If the UK exits without a deal – and you have not been out of the UK for more than 12 months by 31 January 2020, you will be eligible to apply for the settlement scheme. However, you must apply sooner than 12 months after you left the UK. You can submit an application from outside the UK.
If your total time outside the UK is likely to be longer than 12 months, and you wish to qualify for the scheme, you will need to come back to the UK for a day or two (keeping evidence of having done so) before 12 months have elapsed.
If you will have been out of the UK for 12 months by 11pm on 31 January 2020, you will need to return before that date (even if only for a day or two and keep evidence of having done so) in order to be eligible for the scheme. If you do not do so, you will still be able to study in the UK when you return, but you would need to apply for another immigration status under the new immigration rules if you intend to stay after 31 December 2020.
- I am an EU/EEA/Swiss national currently on intermission outside the country. Will I be able to apply for the EU Settlement Scheme? Do I need to return to the UK before the UK leaves the EU?

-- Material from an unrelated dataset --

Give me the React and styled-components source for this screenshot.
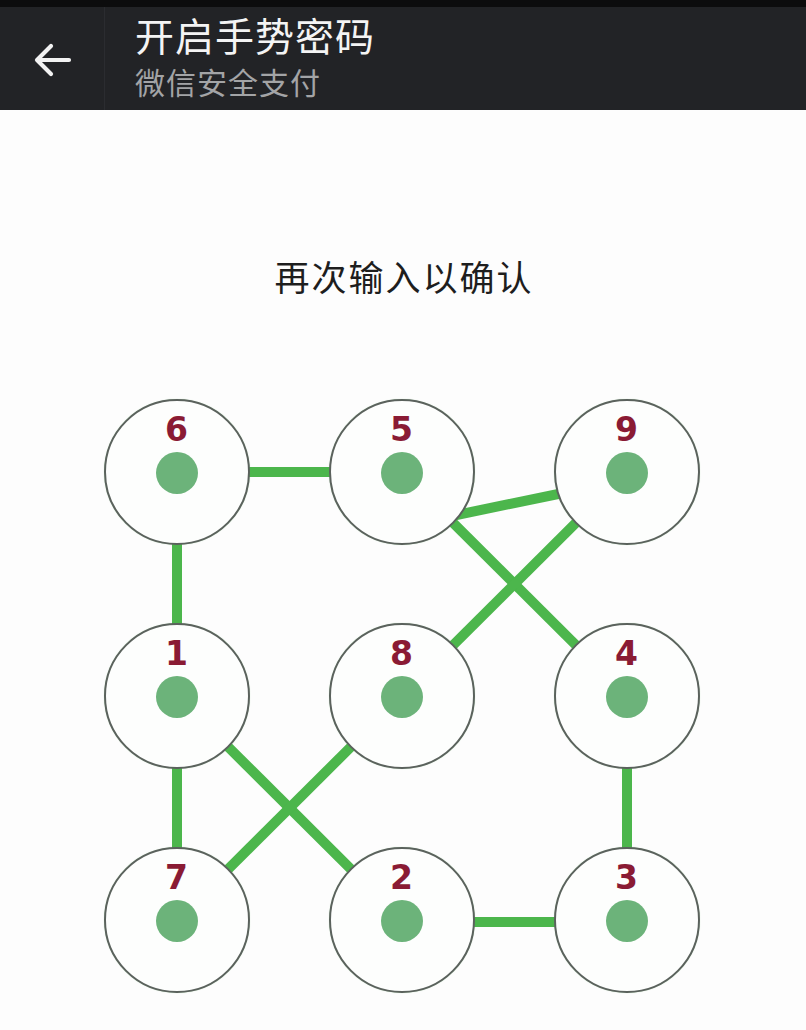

If you have been out of the UK for six months or less, there will be no impact on your eligibility for the EU Settlement Scheme as absences of up to six months in a 12 month period are permissible. In addition, the government has said that you can have a single absence of up to 12 months if it is for an important reason such as serious illness or childbirth.
If you have been out of the UK for more than 12 months, your eligibility for the EU Settlement Scheme depends on whether or not there is a deal and also the reason for your intermission:
If there is a Brexit deal – you will not need to return to the UK before the date the UK leaves the EU, as you will have until 30 December 2020 to be resident here. You can apply to the scheme now, even if you are currently outside the UK, based on your previous residence here.
If you have been intermitting due to serious illness or childbirth, a single period outside the UK of up to 12 months can still count towards the five years continuous residence required for full settled status.
For most other reasons, it is likely that your time outside the UK will not count towards the five years continuous residence requirement if it was for more than six months. In this situation, you would be eligible for pre-settled status.
If there is no deal – and you have not been out of the UK for more than six months by 31 January 2020 (or 12 months if your intermission was due to serious illness) you will still be eligible to apply to the settlement scheme. You will need to do so sooner than six months (or, in the case of serious illness, 12 months) after you left the UK. You can make your application from outside the UK.)
If your total time outside the UK is likely to be longer than six months (or 12 months for serious illness), and you wish to qualify for the scheme, you will need to come back to the UK for a day or two (keeping evidence of having done so).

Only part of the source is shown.